Tentons donc un petit décryptage de ce très joli court-métrage. Le film met en scène la question du point de vue, un appareil photo se substituant à la caméra dès les premiers plans, et surtout jusqu’au dernier, qui est en fait une photographie noir et blanc. Il s’agit donc d’un de ces films dits « réflexifs », c’est-à-dire des films qui mettent en scène l’acte de filmer. Des films qui réfléchissent, comme un miroir. Oui, bon… Dès le premier plan, le personnage principal est « hors norme » : trop grand, il n’arrive tout simplement pas à rentrer dans le rang… Hmmm, à rentrer dans le cadre, quoi. Il ne trouve pas sa place. Son inadaptation est aussi langagière : tel un personnage de cinéma muet, il ne s’exprime pas, et ne comprend pas les ordres qui lui sont donnés par l’enseignant, dans la langue de Shakespeare. Alors que tous les élèves de sa classe sont concentrés, si je puis dire, sur un même « objectif », lui est attiré par les mouvements d’une jeune fille qui ne tarde pas à faire irruption, perturbant à son tour la séance photo. Le grand Jacques, interprétant mal l’ordre qui lui est donné, en profite pour s’éclipser. Open the Door please, le titre du film, est une invitation à l’escapade, l’errance, au refus de la fixité dans laquelle la photographie va bientôt le figer. Jacques erre donc dans l’école, cherchant tantôt à s’aligner sur les autres (lorsqu’il déplace sa table ou lorsqu’il accroche différemment sa blouse au portemanteau), ou fuyant au contraire les contraintes ou l’autorité (en cachant la règle au dessus du tableau). Il est l’autre, l’être hors norme qui cherche sa dimension exacte : il mesure ici trois carreaux, là 5 ballons. Obligé de se baisser pour échapper aux regards des maîtres, il essaiera enfin de s’enfuir « par le haut », en grimpant sur une corde à nœuds. Vraiment très poétique, cette image de l’enfance qui se balance, qui s’en balance, de l’enfance qui aspire à plus haut, plus grand… La jeune fille le rejoint dans ce firmament, et la mesure n’est plus la même : ils sont alors de la même taille, semblables dans le jeu… et peut-être dans l’amour, qui sait? Le sourire que Jacques esquisse à la fin s’adresse évidemment à elle, restée hors champ : Open the door, please, c’est aussi Ouvre la porte de ton cœur… Mais, hem, ne nous emballons pas!
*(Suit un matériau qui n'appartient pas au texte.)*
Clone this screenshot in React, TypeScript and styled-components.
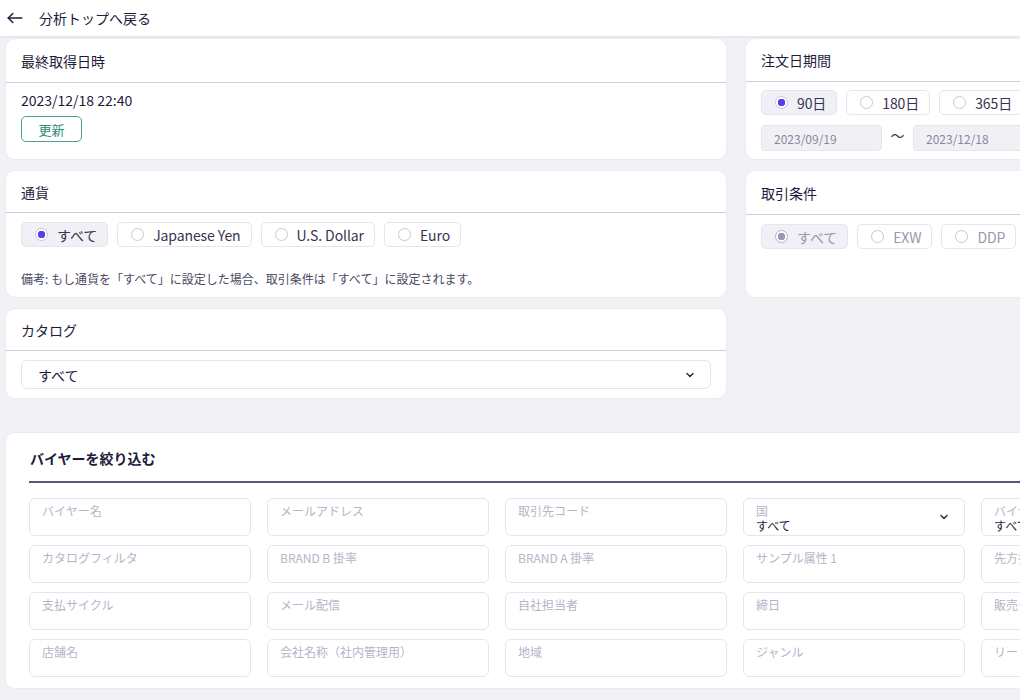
import React from 'react';
import styled, {createGlobalStyle} from 'styled-components';

const GlobalStyle = createGlobalStyle`
  html, body { margin: 0; padding: 0; }
  body {
    background: #f2f1f6;
    font-family: "Noto Sans CJK JP", "Noto Sans", sans-serif;
    color: #1e1c3a;
    overflow: hidden;
  }
`;

const FIELDS: Array<{label: string, value?: string}> = [
  {label: 'バイヤー名'},
  {label: 'メールアドレス'},
  {label: '取引先コード'},
  {label: '国', value: 'すべて'},
  {label: 'バイヤー種別', value: 'すべて'},
  {label: 'カタログフィルタ'},
  {label: 'BRAND B 掛率'},
  {label: 'BRAND A 掛率'},
  {label: 'サンプル属性 1'},
  {label: '先方担当者'},
  {label: '支払サイクル'},
  {label: 'メール配信'},
  {label: '自社担当者'},
  {label: '締日'},
  {label: '販売チャネル'},
  {label: '店舗名'},
  {label: '会社名称（社内管理用）'},
  {label: '地域'},
  {label: 'ジャンル'},
  {label: 'リード元'},
];

function Chevron() {
  return (
    <svg width="12" height="12" viewBox="0 0 24 24" fill="none" stroke="#1e1c3a" strokeWidth="2.6" strokeLinecap="round" strokeLinejoin="round">
      <path d="M6 9l6 6 6-6" />
    </svg>
  );
}

function RadioPill(p: {label: string, checked?: boolean, disabled?: boolean}) {
  return (
    <Pill $checked={p.checked} $disabled={p.disabled}>
      <Circle $checked={p.checked} $disabled={p.disabled} />
      {p.label}
    </Pill>
  );
}

export default function App() {
  return (
    <>
      <GlobalStyle />
      <Header>
        <svg width="18" height="18" viewBox="0 0 24 24" fill="none" stroke="#1e1c3a" strokeWidth="2" strokeLinecap="round" strokeLinejoin="round">
          <path d="M21 12H3" />
          <path d="M9 6l-6 6 6 6" />
        </svg>
        <span>分析トップへ戻る</span>
      </Header>

      <Main>
        <TopGrid>
          <Card>
            <CardTitle>最終取得日時</CardTitle>
            <CardBody>
              <DateText>2023/12/18 22:40</DateText>
              <RefreshButton>更新</RefreshButton>
            </CardBody>
          </Card>

          <Card>
            <CardTitle>注文日期間</CardTitle>
            <CardBody $gap={10} $pad="8px 15px">
              <PillRow>
                <RadioPill label="90日" checked />
                <RadioPill label="180日" />
                <RadioPill label="365日" />
              </PillRow>
              <RangeRow>
                <DateBox>2023/09/19</DateBox>
                <Tilde>〜</Tilde>
                <DateBox>2023/12/18</DateBox>
              </RangeRow>
            </CardBody>
          </Card>

          <Card>
            <CardTitle>通貨</CardTitle>
            <CardBody $gap={23} $pad="9px 15px 10px">
              <PillRow>
                <RadioPill label="すべて" checked />
                <RadioPill label="Japanese Yen" />
                <RadioPill label="U.S. Dollar" />
                <RadioPill label="Euro" />
              </PillRow>
              <Note>備考: もし通貨を「すべて」に設定した場合、取引条件は「すべて」に設定されます。</Note>
            </CardBody>
          </Card>

          <Card>
            <CardTitle>取引条件</CardTitle>
            <CardBody $pad="9px 15px">
              <PillRow>
                <RadioPill label="すべて" checked disabled />
                <RadioPill label="EXW" disabled />
                <RadioPill label="DDP" disabled />
              </PillRow>
            </CardBody>
          </Card>

          <Card>
            <CardTitle>カタログ</CardTitle>
            <CardBody $pad="9px 15px">
              <Select>
                <span>すべて</span>
                <Chevron />
              </Select>
            </CardBody>
          </Card>
        </TopGrid>

        <FilterCard>
          <FilterTitle>バイヤーを絞り込む</FilterTitle>
          <FieldGrid>
            {FIELDS.map((f, i) => (
              <Field key={i}>
                <FieldText>
                  <FieldLabel>{f.label}</FieldLabel>
                  {f.value ? <FieldValue>{f.value}</FieldValue> : null}
                </FieldText>
                {f.value ? <Chevron /> : null}
              </Field>
            ))}
          </FieldGrid>
        </FilterCard>
      </Main>
    </>
  );
}

const Header = styled.div`
  height: 36px;
  background: #fff;
  display: flex;
  align-items: center;
  gap: 15px;
  padding-left: 6px;
  font-size: 14px;
  box-shadow: 0 1px 2px rgba(120, 110, 180, 0.15);
`;

const Main = styled.div`
  width: 1300px;
  padding: 2px 0 0 5px;
  display: flex;
  flex-direction: column;
  gap: 33px;
`;

const TopGrid = styled.div`
  display: grid;
  grid-template-columns: 722px 480px;
  grid-template-rows: 122px 128px 91px;
  column-gap: 18px;
  row-gap: 10px;
`;

const Card = styled.div`
  background: #fff;
  border-radius: 10px;
  border: 1px solid #ebeaf1;
  box-sizing: border-box;
  display: flex;
  flex-direction: column;
`;

const CardTitle = styled.div`
  height: 43px;
  display: flex;
  align-items: center;
  padding: 0 15px;
  font-size: 14px;
  border-bottom: 1px solid #cfccdc;
`;

const CardBody = styled.div<{$gap?: number, $pad?: string}>`
  display: flex;
  flex-direction: column;
  align-items: flex-start;
  gap: ${p => p.$gap ?? 7}px;
  padding: ${p => p.$pad ?? '8px 15px'};
`;

const DateText = styled.div`
  font-size: 14px;
  line-height: 18px;
`;

const RefreshButton = styled.button`
  width: 61px;
  height: 26px;
  border: 1px solid #4a9f90;
  border-radius: 5px;
  background: #fff;
  color: #2f8a7a;
  font-family: inherit;
  font-size: 13px;
  padding: 0;
`;

const PillRow = styled.div`
  display: flex;
  gap: 9px;
`;

const Pill = styled.div<{$checked?: boolean, $disabled?: boolean}>`
  height: 25px;
  box-sizing: border-box;
  display: flex;
  align-items: center;
  gap: 9px;
  padding: 0 10px 0 13px;
  border: 1px solid #e6e5ee;
  border-radius: 5px;
  background: ${p => p.$checked ? '#f1f0f6' : '#fff'};
  font-size: 14px;
  letter-spacing: -0.1px;
  white-space: nowrap;
  color: ${p => p.$disabled ? '#9a97ae' : '#37344f'};
`;

const Circle = styled.span<{$checked?: boolean, $disabled?: boolean}>`
  width: 13px;
  height: 13px;
  box-sizing: border-box;
  border-radius: 50%;
  border: 1px solid ${p => p.$checked ? (p.$disabled ? '#b3b0c4' : '#c9c5e6') : '#c8c6d4'};
  background: ${p => p.$checked
    ? `radial-gradient(circle, ${p.$disabled ? '#9b97b1' : '#5b3fe6'} 0 3.5px, #fff 4px)`
    : '#fff'};
`;

const RangeRow = styled.div`
  display: flex;
  align-items: center;
`;

const DateBox = styled.div`
  width: 121px;
  height: 26px;
  box-sizing: border-box;
  background: #f1f0f5;
  border: 1px solid #e6e5ee;
  border-radius: 4px;
  display: flex;
  align-items: center;
  padding-left: 12px;
  font-size: 12px;
  color: #8a879c;
`;

const Tilde = styled.span`
  width: 31px;
  text-align: center;
  font-size: 14px;
  color: #37344f;
  margin-top: -6px;
`;

const Note = styled.div`
  font-size: 12px;
  color: #4a4760;
`;

const Select = styled.div`
  align-self: stretch;
  height: 29px;
  box-sizing: border-box;
  border: 1px solid #e6e5ee;
  border-radius: 6px;
  display: flex;
  align-items: center;
  justify-content: space-between;
  padding: 0 14px 0 16px;
  font-size: 14px;
`;

const FilterCard = styled.div`
  background: #fff;
  border-radius: 10px;
  border: 1px solid #ebeaf1;
  height: 257px;
  box-sizing: border-box;
  padding: 0 0 0 23px;
`;

const FilterTitle = styled.div`
  height: 47px;
  display: flex;
  align-items: center;
  padding: 0 0 0 1px;
  font-size: 14px;
  font-weight: 700;
  border-bottom: 2px solid #5a5478;
  margin-top: 1px;
`;

const FieldGrid = styled.div`
  display: grid;
  grid-template-columns: repeat(5, 222px);
  column-gap: 16px;
  row-gap: 9px;
  padding-top: 15px;
`;

const Field = styled.div`
  height: 38px;
  box-sizing: border-box;
  border: 1px solid #e6e5ee;
  border-radius: 6px;
  display: flex;
  justify-content: space-between;
  align-items: center;
  padding: 0 14px 0 12px;
`;

const FieldText = styled.div`
  align-self: flex-start;
  padding-top: 4px;
  display: flex;
  flex-direction: column;
  font-size: 12px;
  line-height: 15px;
`;

const FieldLabel = styled.span`
  color: #b6b4c8;
`;

const FieldValue = styled.span`
  color: #1e1c3a;
`;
La première image du film est à rapprocher de cette question de l’aspiration vers le haut : dès ce premier plan, Jacques cherchait à s’échapper par le haut du cadre, comme un funambule. C’est dans la profondeur de l’image qu’il s’échappera finalement : bien sûr, parce que, dans une image photographique, ce qui est loin paraît plus petit, il est enfin « dans le cadre ». Mais, et la photographie en atteste, il est surtout « dans le flou ». C’est-à-dire insaisissable et mystérieux, comme une poésie, comme un grand artiste, comme… Jacques Tati, ciné-poète inclassable et insoumis.